25.4.10

THE ABDICATION OF MR. CHIPS. Jonathan B. Imber argues that professors themselves have the responsibility for degrading the academic vocation.
The transformative seeds were already planted in post-war enthusiasms for an academic culture in which gaining grants would eventually be matched by how many "public intellectuals" a school can boast. New opportunities to escape the timeless responsibilities of teaching abound. A controversy has ensued over what is being called the "outsourcing" of grading, taken out of the hands of the instructor (and/or teaching assistants) and given to companies who employ graders in Singapore, India and Malaysia. Along with accounts of the growth of adjunct faculty hired to teach a lot for very little, students and their families, it is argued, are hardly getting their money's worth. Editorialists at the Harvard Crimson complained that outsourcing evaluation "brings up concerns about the quality of contact that students are receiving in large classes." Outsourcing is the wrong description for giving over this particular responsibility of teaching to anyone other than the teacher. After all, teaching assistants have been overseeing grading in large lecture courses in universities for many decades. But this oversight was in principle part of learning to teach by learning to evaluate. Of course, it is easy to view such a principle cynically and to acknowledge that graduate students seeking to unionize have been given over to another kind of class struggle that marks the end of teaching as it once was embraced and practiced.
That's not to say that the faculty-student non-aggression pact isn't part of the problem.

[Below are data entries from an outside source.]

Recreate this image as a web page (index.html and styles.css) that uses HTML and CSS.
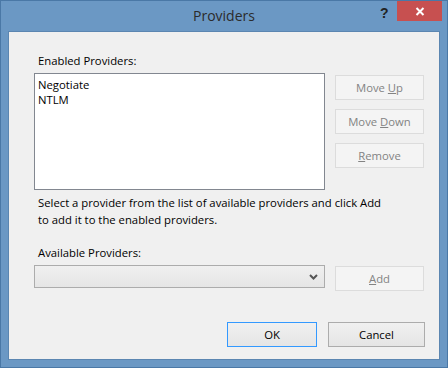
FILE: index.html
```html
<!DOCTYPE html>
<html lang="en">
<head>
    <meta charset="UTF-8">
    <title>Providers</title>
    <link rel="stylesheet" href="styles.css">
</head>
<body>
    <div class="window">
        <div class="titlebar">
            <div class="title">Providers</div>
            <div class="help">?</div>
            <div class="close">
                <svg width="10" height="9" viewBox="0 0 10 9">
                    <path d="M1.5 1 L8.5 8 M8.5 1 L1.5 8" stroke="#fff" stroke-width="2"/>
                </svg>
            </div>
        </div>
        <div class="client">
            <div class="label first">Enabled Providers:</div>
            <div class="row">
                <div class="listbox">
                    <div>Negotiate</div>
                    <div>NTLM</div>
                </div>
                <div class="side">
                    <button class="btn" disabled>Move <u>U</u>p</button>
                    <button class="btn" disabled>Move <u>D</u>own</button>
                    <button class="btn" disabled><u>R</u>emove</button>
                </div>
            </div>
            <p class="hint">Select a provider from the list of available providers and click Add<br>to add it to the enabled providers.</p>
            <div class="label">Available Providers:</div>
            <div class="row combo-row">
                <div class="combo">
                    <svg width="9" height="6" viewBox="0 0 9 6">
                        <path d="M1 1 L4.5 4.5 L8 1" stroke="#555" stroke-width="2" fill="none"/>
                    </svg>
                </div>
                <button class="btn add" disabled><u>A</u>dd</button>
            </div>
            <div class="footer">
                <button class="btn dlg default">OK</button>
                <button class="btn dlg">Cancel</button>
            </div>
        </div>
    </div>
</body>
</html>
```

FILE: styles.css
```css
body {
    margin: 0;
    font-family: "Segoe UI", "Open Sans", Arial, sans-serif;
    font-size: 11.3px;
    color: #000;
}

.window {
    width: 448px;
    height: 368px;
    box-sizing: border-box;
    background-color: #6b98c4;
    border: 1px solid #4a78a6;
    display: flex;
    flex-direction: column;
}

.titlebar {
    height: 30px;
    position: relative;
}

.title {
    text-align: center;
    font-size: 14px;
    line-height: 15px;
    padding-top: 7px;
    color: #2b2b2b;
}

.help {
    position: absolute;
    left: 379px;
    top: 4px;
    font-size: 14px;
    font-weight: bold;
    color: #222;
    font-family: "Liberation Sans", Arial, sans-serif;
}

.close {
    position: absolute;
    left: 396px;
    top: 0;
    width: 45px;
    height: 20px;
    background-color: #c75050;
    display: flex;
    justify-content: center;
    align-items: center;
}

.client {
    margin: 0 7px;
    height: 329px;
    box-sizing: border-box;
    background-color: #f0f0f0;
    border: 1px solid #5b86b1;
    padding: 0 15px 0 25px;
}

.label {
    line-height: 16px;
    padding-left: 4px;
}

.label.first {
    margin-top: 21px;
    margin-bottom: 4px;
}

.row {
    display: flex;
    gap: 10px;
}

.listbox {
    width: 291px;
    height: 117px;
    box-sizing: border-box;
    background: #fff;
    border: 1px solid #828790;
    padding: 3px 0 0 3px;
    line-height: 15px;
}

.side {
    display: flex;
    flex-direction: column;
    gap: 9px;
    padding-top: 2px;
}

.btn {
    width: 89px;
    height: 25px;
    font-family: inherit;
    font-size: 11.3px;
    border: 1px solid #acacac;
    background: linear-gradient(#f0f0f0, #e5e5e5);
    color: #000;
    padding: 0;
}

.btn:disabled {
    background: #f4f4f4;
    border-color: #dcdcdc;
    color: #838383;
}

.hint {
    margin: 4px 0 0 4px;
    line-height: 17px;
}

.hint + .label {
    margin-top: 17px;
    margin-bottom: 4px;
}

.combo {
    width: 291px;
    height: 23px;
    box-sizing: border-box;
    border: 1px solid #acacac;
    background: linear-gradient(#f0f0f0, #e5e5e5);
    display: flex;
    justify-content: flex-end;
    align-items: center;
    padding-right: 6px;
}

.add {
    margin-top: 1px;
}

.footer {
    display: flex;
    justify-content: flex-end;
    gap: 11px;
    margin-top: 31px;
    margin-right: -1px;
}

.dlg {
    width: 90px;
}

.dlg + .dlg {
    width: 97px;
}

.default {
    border-color: #3399ff;
}
```
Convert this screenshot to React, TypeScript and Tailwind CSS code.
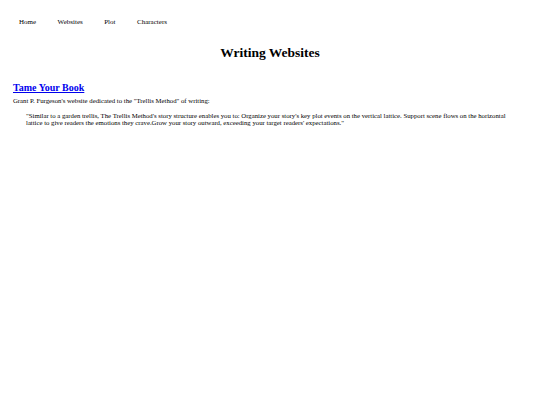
import React from "react";

const navLinks = ["Home", "Websites", "Plot", "Characters"];

export default function App() {
  return (
    <div className="min-h-screen bg-white text-black font-['Liberation_Serif',serif] text-[6.75px] leading-[7.7px]">
      <nav className="flex gap-[21.5px] pl-[19px] pt-[19px] text-[7px]">
        {navLinks.map((link) => (
          <span key={link}>{link}</span>
        ))}
      </nav>

      <h1 className="mt-[18px] text-center text-[13.5px] leading-[16px] font-bold">Writing Websites</h1>

      <section className="px-[13px] mt-[21px]">
        <h2 className="text-[10px] leading-[12px] font-bold">
          <a href="#" className="text-[#0000ee] underline">Tame Your Book</a>
        </h2>
        <p className="mt-[3px]">Grant P. Furgeson's website dedicated to the "Trellis Method" of writing:</p>
        <blockquote className="mt-[8px] ml-[13px] mr-[21px] leading-[7px]">
          "Similar to a garden trellis, The Trellis Method's story structure enables you to: Organize your story's key plot events on the vertical lattice. Support scene flows on the horizontal lattice to give readers the emotions they crave.Grow your story outward, exceeding your target readers' expectations."
        </blockquote>
      </section>
    </div>
  );
}
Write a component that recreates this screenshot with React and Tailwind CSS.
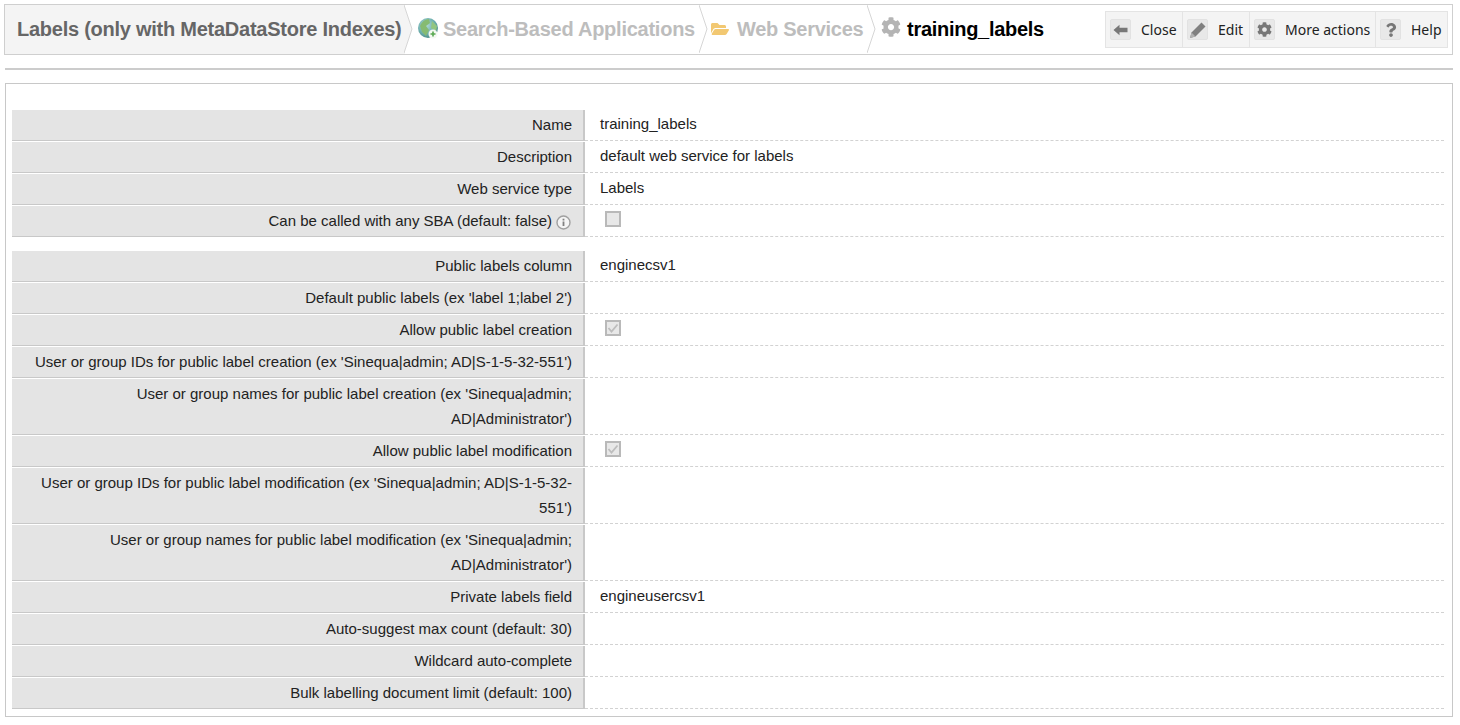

Perhaps where evaluation is outsourced, instructors no longer feel compelled to observe even the pretense that the students they teach are persons of sufficient complexity to deserve being taught with that in mind. I fear a degree of complicity on the part of students and teachers alike where real evaluation is evaded for reasons that do not need to be spelled out too clearly. The willingness to commit $50,000 a year to maintain as much distance from teachers as possible is not entirely the fault of teachers. On the other hand, the willingness to work for an organization that charges $50,000 a year in order to enable faculty to avoid students as much as possible degrades the academic vocation in ways that Nisbet, Rieff, and Bloom already saw on higher ed's horizon.
Why not buy a degree from an online university, Professor Imber seems to be suggesting, if many of the faculty and students at the high-end universities are effectively e-mailing it in anyway?